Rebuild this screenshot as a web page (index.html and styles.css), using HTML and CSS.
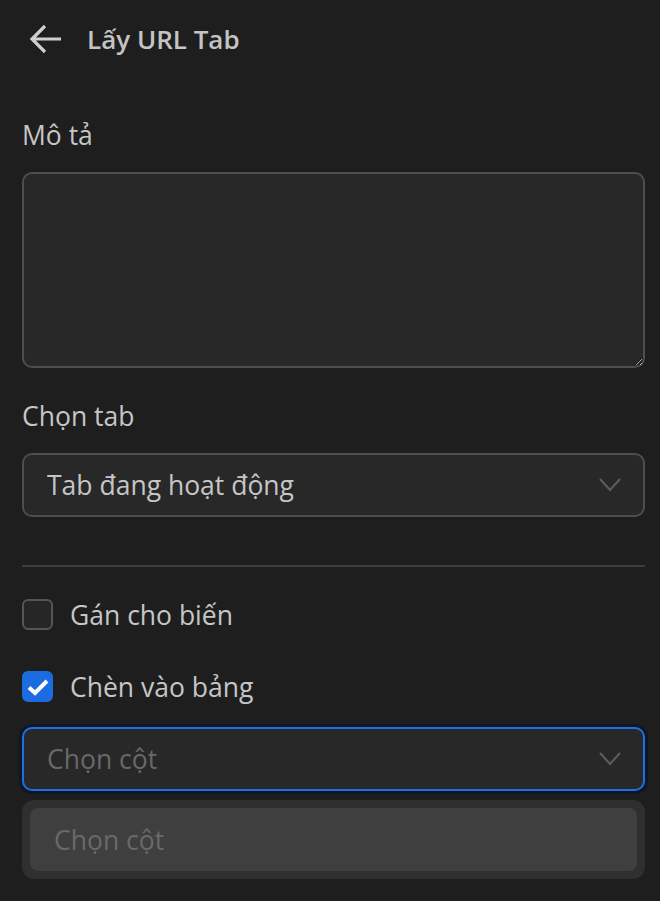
FILE: index.html
```html
<!DOCTYPE html>
<html lang="vi">
<head>
    <meta charset="utf-8">
    <link rel="stylesheet" href="styles.css">
</head>
<body>
    <div class="panel">
        <div class="header">
            <svg class="back" width="34" height="32" viewBox="0 0 34 32">
                <path d="M32 16 H4 M16 3 L3 16 L16 29" fill="none" stroke="#cfcfcf" stroke-width="3.2"/>
            </svg>
            <h1>Lấy URL Tab</h1>
        </div>

        <label class="field-label" for="desc">Mô tả</label>
        <textarea id="desc" class="textarea"></textarea>

        <label class="field-label second">Chọn tab</label>
        <div class="select">
            <span>Tab đang hoạt động</span>
            <svg class="chevron" width="22" height="14" viewBox="0 0 22 14">
                <path d="M1 1 L11 12 L21 1" fill="none" stroke="#5e5e5e" stroke-width="2"/>
            </svg>
        </div>

        <div class="divider"></div>

        <div class="check-row">
            <span class="checkbox"></span>
            <span>Gán cho biến</span>
        </div>
        <div class="check-row second">
            <span class="checkbox checked">
                <svg width="22" height="18" viewBox="0 0 22 18">
                    <path d="M2 9.5 L8 15 L20 3" fill="none" stroke="#fff" stroke-width="4"/>
                </svg>
            </span>
            <span>Chèn vào bảng</span>
        </div>

        <div class="select focused">
            <span class="placeholder">Chọn cột</span>
            <svg class="chevron" width="22" height="14" viewBox="0 0 22 14">
                <path d="M1 1 L11 12 L21 1" fill="none" stroke="#5e5e5e" stroke-width="2"/>
            </svg>
        </div>
        <div class="dropdown">
            <div class="option">Chọn cột</div>
        </div>
    </div>
</body>
</html>
```

FILE: styles.css
```css
html, body {
    margin: 0;
    background-color: #1e1e1e;
}
body {
    font-family: "Open Sans", "Noto Sans", sans-serif;
    color: #c6c6c6;
}
.panel {
    padding: 0 15px 24px 22px;
}
.header {
    height: 78px;
    display: flex;
    align-items: center;
    padding-left: 7px;
}
.back {
    display: block;
}
h1 {
    margin: 0 0 0 24px;
    font-size: 26px;
    font-weight: 600;
    color: #c4c4c4;
}
.field-label {
    display: block;
    margin-top: 39px;
    font-size: 26.5px;
    line-height: 36px;
}
.field-label.second {
    margin-top: 30px;
}
.textarea {
    display: block;
    box-sizing: border-box;
    width: 100%;
    height: 196px;
    margin-top: 19px;
    background-color: #282828;
    border: 2px solid #4e4e4e;
    border-radius: 10px;
    color: #c6c6c6;
    color-scheme: dark;
    resize: vertical;
}
.select {
    box-sizing: border-box;
    height: 64px;
    margin-top: 19px;
    padding: 0 22px 0 23px;
    display: flex;
    align-items: center;
    justify-content: space-between;
    background-color: #282828;
    border: 2px solid #4e4e4e;
    border-radius: 10px;
    font-size: 26.5px;
}
.select.focused {
    margin-top: 25px;
    border-color: #1f6fe0;
    box-shadow: 0 0 0 3px #0e1726;
}
.placeholder {
    color: #686868;
}
.divider {
    height: 2px;
    margin-top: 48px;
    background-color: #3e3e3e;
}
.check-row {
    display: flex;
    align-items: center;
    gap: 17px;
    margin-top: 32px;
    font-size: 26.5px;
    height: 31px;
}
.check-row.second {
    margin-top: 41px;
}
.checkbox {
    box-sizing: border-box;
    width: 31px;
    height: 31px;
    border: 2px solid #555;
    border-radius: 6px;
    background-color: #262626;
    display: flex;
    align-items: center;
    justify-content: center;
}
.checkbox.checked {
    background-color: #1b6ce0;
    border-color: #1b6ce0;
}
.dropdown {
    margin-top: 9px;
    padding: 8px;
    background-color: #2f2f2f;
    border-radius: 12px;
}
.option {
    height: 63px;
    display: flex;
    align-items: center;
    padding-left: 24px;
    background-color: #3f3f3f;
    border-radius: 8px;
    font-size: 26.5px;
    color: #696969;
}
```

REQUIRED TASK: Leaving the pictures aside, transcribe the entire listing exactly.

SOLVED EXERCISE:
Rebuild this screenshot as a web page (index.html and styles.css), using HTML and CSS.
FILE: index.html
```html
<!DOCTYPE html>
<html lang="vi">
<head>
    <meta charset="utf-8">
    <link rel="stylesheet" href="styles.css">
</head>
<body>
    <div class="panel">
        <div class="header">
            <svg class="back" width="34" height="32" viewBox="0 0 34 32">
                <path d="M32 16 H4 M16 3 L3 16 L16 29" fill="none" stroke="#cfcfcf" stroke-width="3.2"/>
            </svg>
            <h1>Lấy URL Tab</h1>
        </div>

        <label class="field-label" for="desc">Mô tả</label>
        <textarea id="desc" class="textarea"></textarea>

        <label class="field-label second">Chọn tab</label>
        <div class="select">
            <span>Tab đang hoạt động</span>
            <svg class="chevron" width="22" height="14" viewBox="0 0 22 14">
                <path d="M1 1 L11 12 L21 1" fill="none" stroke="#5e5e5e" stroke-width="2"/>
            </svg>
        </div>

        <div class="divider"></div>

        <div class="check-row">
            <span class="checkbox"></span>
            <span>Gán cho biến</span>
        </div>
        <div class="check-row second">
            <span class="checkbox checked">
                <svg width="22" height="18" viewBox="0 0 22 18">
                    <path d="M2 9.5 L8 15 L20 3" fill="none" stroke="#fff" stroke-width="4"/>
                </svg>
            </span>
            <span>Chèn vào bảng</span>
        </div>

        <div class="select focused">
            <span class="placeholder">Chọn cột</span>
            <svg class="chevron" width="22" height="14" viewBox="0 0 22 14">
                <path d="M1 1 L11 12 L21 1" fill="none" stroke="#5e5e5e" stroke-width="2"/>
            </svg>
        </div>
        <div class="dropdown">
            <div class="option">Chọn cột</div>
        </div>
    </div>
</body>
</html>
```

FILE: styles.css
```css
html, body {
    margin: 0;
    background-color: #1e1e1e;
}
body {
    font-family: "Open Sans", "Noto Sans", sans-serif;
    color: #c6c6c6;
}
.panel {
    padding: 0 15px 24px 22px;
}
.header {
    height: 78px;
    display: flex;
    align-items: center;
    padding-left: 7px;
}
.back {
    display: block;
}
h1 {
    margin: 0 0 0 24px;
    font-size: 26px;
    font-weight: 600;
    color: #c4c4c4;
}
.field-label {
    display: block;
    margin-top: 39px;
    font-size: 26.5px;
    line-height: 36px;
}
.field-label.second {
    margin-top: 30px;
}
.textarea {
    display: block;
    box-sizing: border-box;
    width: 100%;
    height: 196px;
    margin-top: 19px;
    background-color: #282828;
    border: 2px solid #4e4e4e;
    border-radius: 10px;
    color: #c6c6c6;
    color-scheme: dark;
    resize: vertical;
}
.select {
    box-sizing: border-box;
    height: 64px;
    margin-top: 19px;
    padding: 0 22px 0 23px;
    display: flex;
    align-items: center;
    justify-content: space-between;
    background-color: #282828;
    border: 2px solid #4e4e4e;
    border-radius: 10px;
    font-size: 26.5px;
}
.select.focused {
    margin-top: 25px;
    border-color: #1f6fe0;
    box-shadow: 0 0 0 3px #0e1726;
}
.placeholder {
    color: #686868;
}
.divider {
    height: 2px;
    margin-top: 48px;
    background-color: #3e3e3e;
}
.check-row {
    display: flex;
    align-items: center;
    gap: 17px;
    margin-top: 32px;
    font-size: 26.5px;
    height: 31px;
}
.check-row.second {
    margin-top: 41px;
}
.checkbox {
    box-sizing: border-box;
    width: 31px;
    height: 31px;
    border: 2px solid #555;
    border-radius: 6px;
    background-color: #262626;
    display: flex;
    align-items: center;
    justify-content: center;
}
.checkbox.checked {
    background-color: #1b6ce0;
    border-color: #1b6ce0;
}
.dropdown {
    margin-top: 9px;
    padding: 8px;
    background-color: #2f2f2f;
    border-radius: 12px;
}
.option {
    height: 63px;
    display: flex;
    align-items: center;
    padding-left: 24px;
    background-color: #3f3f3f;
    border-radius: 8px;
    font-size: 26.5px;
    color: #696969;
}
```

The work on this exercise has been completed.